Tuesday, 1 March 2016

"Landmine Goes Click" - Review

Director Levan Bakhia's ("247°F") twisted new horror "Landmine Goes Click", which has been playing the festival circuits to much acclaim, finally gets a UK release this week at VOD outlets, courtesy of Frightfest presents...

3 American youths, Daniel (played by former "Glee" actor Dean Geyer), his girlfriend Alicia (Spencer Locke - "Resident Evil : Afterlife") and their friend Chris (Sterling Knight - who's probably best known for the US series "Melissa and Joey") are out hiking through the mountains of Georgia in Eastern europe, when Chris get a nasty surprise as he steps on a landmine.

Unable to move, as he fears stepping off the device will cause it to detonate, Daniel goes off for help, leaving Alicia with him for company. But it soon becomes apparent, Daniel isn't coming back and the couple are stuck there.

As luck would have it, a passing local, who's out hunting, chances upon them and after some discussion, initially offers to help. But it seems he's really not interested in helping and the film takes a rather nasty, sadistic twist as the film moves into its second act and becomes increasingly difficult to watch.

I'm not going to spoil the plot for those who are interested in seeing this, but whilst film starts well as they're establishing the story, I felt the film became rather tedious once the hunter arrived, and whilst this second act did prove extremely uncomfortable viewing, it also became extremely tedious, as it seemed they were trying to pad the plot out, and I found myself looking at my watch to see how much longer we had left as it didn't seem to be building to anything.

HOWEVER, the film then takes a sudden and unexpected twist with the surprise introduction of a third act, in which the unlikeable Hunter character from earlier on, suddenly finds his past catching up with him...

The film is a bit of a mixed bag, again it started well with breath taking views of the Caucasus Mountains as we're introduced to the characters, but I got so fed up with the middle act dragging on that I nearly switched the film off, but then found myself (rather sadistically) enjoying the finale.

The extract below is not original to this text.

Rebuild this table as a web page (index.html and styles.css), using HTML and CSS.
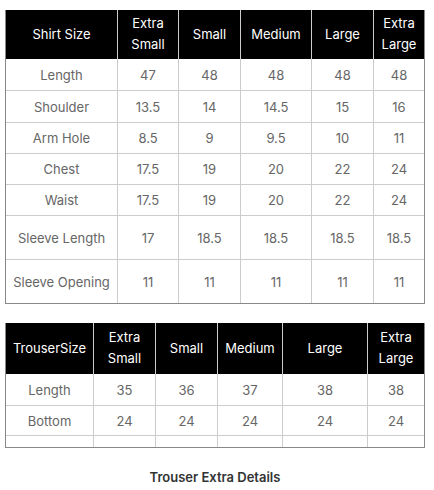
FILE: index.html
```html
<!DOCTYPE html>
<html>
<head>
<meta charset="utf-8">
<link rel="stylesheet" href="styles.css">
</head>
<body>
<div class="wrap">
  <table class="size-table shirt">
    <thead>
      <tr class="head">
        <th class="c1">Shirt Size</th>
        <th class="c2">Extra<br>Small</th>
        <th class="c3">Small</th>
        <th class="c4">Medium</th>
        <th class="c5">Large</th>
        <th class="c6 last">Extra<br>Large</th>
      </tr>
    </thead>
    <tbody>
      <tr class="r32"><td>Length</td><td>47</td><td>48</td><td>48</td><td>48</td><td class="last">48</td></tr>
      <tr class="r32"><td>Shoulder</td><td>13.5</td><td>14</td><td>14.5</td><td>15</td><td class="last">16</td></tr>
      <tr class="r31"><td>Arm Hole</td><td>8.5</td><td>9</td><td>9.5</td><td>10</td><td class="last">11</td></tr>
      <tr class="r31"><td>Chest</td><td>17.5</td><td>19</td><td>20</td><td>22</td><td class="last">24</td></tr>
      <tr class="r31"><td>Waist</td><td>17.5</td><td>19</td><td>20</td><td>22</td><td class="last">24</td></tr>
      <tr class="r44"><td>Sleeve Length</td><td>17</td><td>18.5</td><td>18.5</td><td>18.5</td><td class="last">18.5</td></tr>
      <tr class="r44 end"><td>Sleeve Opening</td><td>11</td><td>11</td><td>11</td><td>11</td><td class="last">11</td></tr>
    </tbody>
  </table>

  <table class="size-table trouser">
    <thead>
      <tr class="head">
        <th class="t1">TrouserSize</th>
        <th class="t2">Extra<br>Small</th>
        <th class="t3">Small</th>
        <th class="t4">Medium</th>
        <th class="t5">Large</th>
        <th class="t6 last">Extra<br>Large</th>
      </tr>
    </thead>
    <tbody>
      <tr class="r32"><td>Length</td><td>35</td><td>36</td><td>37</td><td>38</td><td class="last">38</td></tr>
      <tr class="r30"><td>Bottom</td><td>24</td><td>24</td><td>24</td><td>24</td><td class="last">24</td></tr>
      <tr class="r12 end"><td></td><td></td><td></td><td></td><td></td><td class="last"></td></tr>
    </tbody>
  </table>

  <h3 class="title">Trouser Extra Details</h3>
</div>
</body>
</html>
```

FILE: styles.css
```css
html, body {
  margin: 0;
  padding: 0;
  background: #fff;
}
body {
  font-family: Inter, "Noto Sans", sans-serif;
  font-size: 13px;
  color: #666;
}
.wrap {
  width: 420px;
  padding: 10px 0 0 5px;
}
.size-table {
  width: 420px;
  border-collapse: separate;
  border-spacing: 0;
  table-layout: fixed;
  border-left: 1px solid #888;
  border-right: 1px solid #888;
  border-bottom: 1px solid #888;
}
.size-table th,
.size-table td {
  box-sizing: border-box;
  padding: 0;
  text-align: center;
  vertical-align: middle;
  border-right: 1px solid #ccc;
  line-height: 20px;
}
.size-table td {
  border-bottom: 1px solid #ccc;
}
.size-table .last {
  border-right: none;
}
.size-table .end td {
  border-bottom: none;
}
.head th {
  background: #000;
  color: #fff;
  font-weight: 400;
  height: 49px;
  line-height: 21px;
  padding-bottom: 1px;
}
.trouser .head th {
  height: 51px;
}
.trouser {
  margin-top: 19px;
}
.r32 td { height: 32px; }
.r31 td { height: 31px; }
.r30 td { height: 30px; }
.r44 td { height: 44px; }
.r12 td { height: 12px; }
.end td { height: 43px; }
.r12.end td { height: 11px; }

.c1 { width: 112px; }
.c2 { width: 61px; }
.c3 { width: 62px; }
.c4 { width: 71px; }
.c5 { width: 62px; }
.c6 { width: 50px; }

.t1 { width: 88px; }
.t2 { width: 62px; }
.t3 { width: 62px; }
.t4 { width: 65px; }
.t5 { width: 85px; }
.t6 { width: 56px; }

.title {
  margin: 20px 0 0 0;
  text-align: center;
  font-size: 13px;
  font-weight: 600;
  color: #333;
  line-height: 18px;
}
```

I'd say the film is worth a watch, and don't let the lead actors previous TV credits put you off, but this is a difficult film to sit through in places. Partly because of some rather uncomfortable scenes of humiliation and partly because it seemed they were trying to drag the plot out. Though it did redeem itself somewhat with the exceptionally twisted ending when one of the characters finds things aren't so fun when the boot is on the other foot.

The film hits UK VOD outlets March 7.